### Material provided
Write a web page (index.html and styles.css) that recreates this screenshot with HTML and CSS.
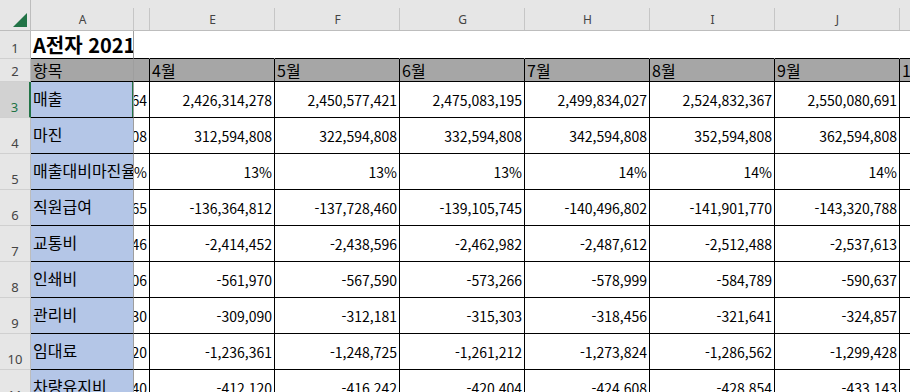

==

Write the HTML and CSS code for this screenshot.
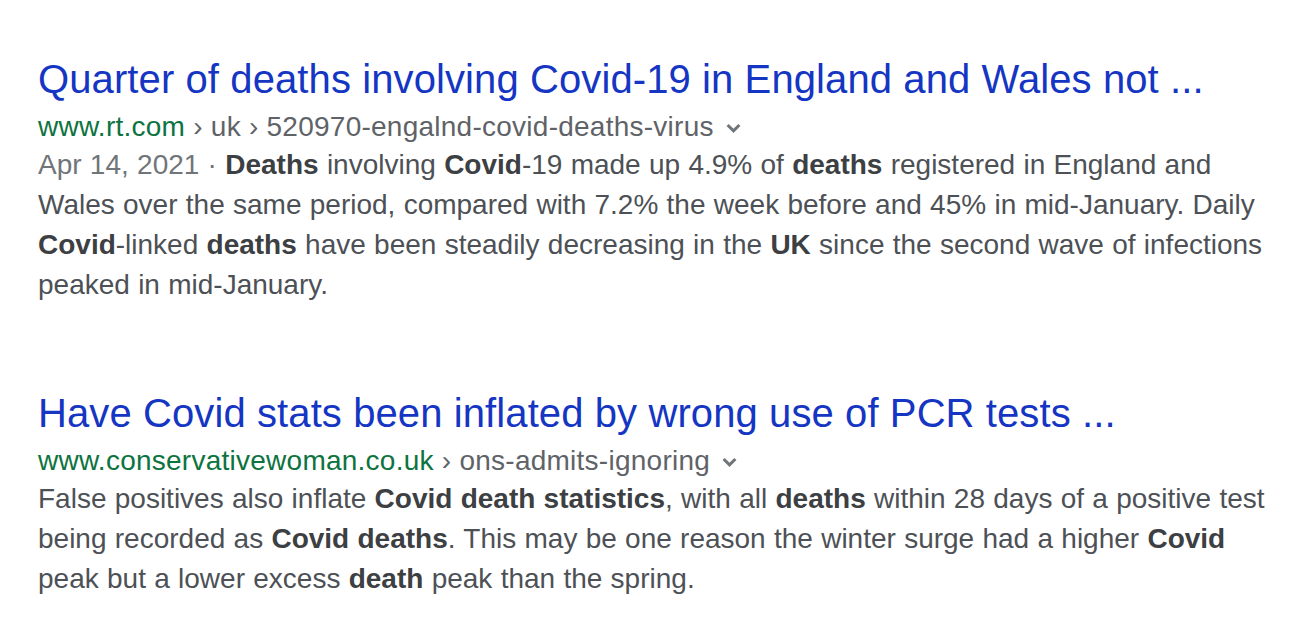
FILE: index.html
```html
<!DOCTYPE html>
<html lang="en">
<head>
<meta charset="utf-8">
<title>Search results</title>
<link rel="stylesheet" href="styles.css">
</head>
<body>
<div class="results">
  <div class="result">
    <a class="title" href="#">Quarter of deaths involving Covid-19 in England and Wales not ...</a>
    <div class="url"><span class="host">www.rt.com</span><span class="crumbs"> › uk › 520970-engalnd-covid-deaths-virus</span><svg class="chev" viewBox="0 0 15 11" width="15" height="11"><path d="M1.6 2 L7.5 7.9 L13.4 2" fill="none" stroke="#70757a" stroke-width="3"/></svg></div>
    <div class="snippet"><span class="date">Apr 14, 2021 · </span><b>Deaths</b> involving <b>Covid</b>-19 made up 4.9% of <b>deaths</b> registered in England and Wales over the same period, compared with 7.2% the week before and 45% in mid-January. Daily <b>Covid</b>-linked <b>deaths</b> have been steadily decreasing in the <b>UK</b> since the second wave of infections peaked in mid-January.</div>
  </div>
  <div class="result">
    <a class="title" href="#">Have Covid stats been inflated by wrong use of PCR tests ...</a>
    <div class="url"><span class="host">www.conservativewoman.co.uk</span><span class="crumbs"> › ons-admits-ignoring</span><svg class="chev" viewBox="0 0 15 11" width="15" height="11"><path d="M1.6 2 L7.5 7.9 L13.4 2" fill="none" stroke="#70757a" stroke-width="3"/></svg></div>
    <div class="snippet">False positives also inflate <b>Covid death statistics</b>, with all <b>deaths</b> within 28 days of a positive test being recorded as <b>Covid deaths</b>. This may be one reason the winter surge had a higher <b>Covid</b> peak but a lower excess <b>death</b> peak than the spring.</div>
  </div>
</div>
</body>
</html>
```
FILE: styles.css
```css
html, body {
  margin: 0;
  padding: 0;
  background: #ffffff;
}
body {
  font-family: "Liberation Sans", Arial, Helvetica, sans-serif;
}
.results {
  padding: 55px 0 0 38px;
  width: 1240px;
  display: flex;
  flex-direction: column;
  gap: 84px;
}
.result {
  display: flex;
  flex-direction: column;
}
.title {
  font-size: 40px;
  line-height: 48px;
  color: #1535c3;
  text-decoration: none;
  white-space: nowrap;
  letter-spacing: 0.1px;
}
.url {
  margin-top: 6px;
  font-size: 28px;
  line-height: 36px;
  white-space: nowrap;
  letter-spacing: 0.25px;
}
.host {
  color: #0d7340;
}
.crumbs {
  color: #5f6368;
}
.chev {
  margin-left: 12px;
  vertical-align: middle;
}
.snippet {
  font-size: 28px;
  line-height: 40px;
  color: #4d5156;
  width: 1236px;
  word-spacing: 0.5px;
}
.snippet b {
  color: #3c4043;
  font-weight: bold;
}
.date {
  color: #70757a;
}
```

### Request
Respond with the number of lines containing "index" and no additional words.

### Written reply
2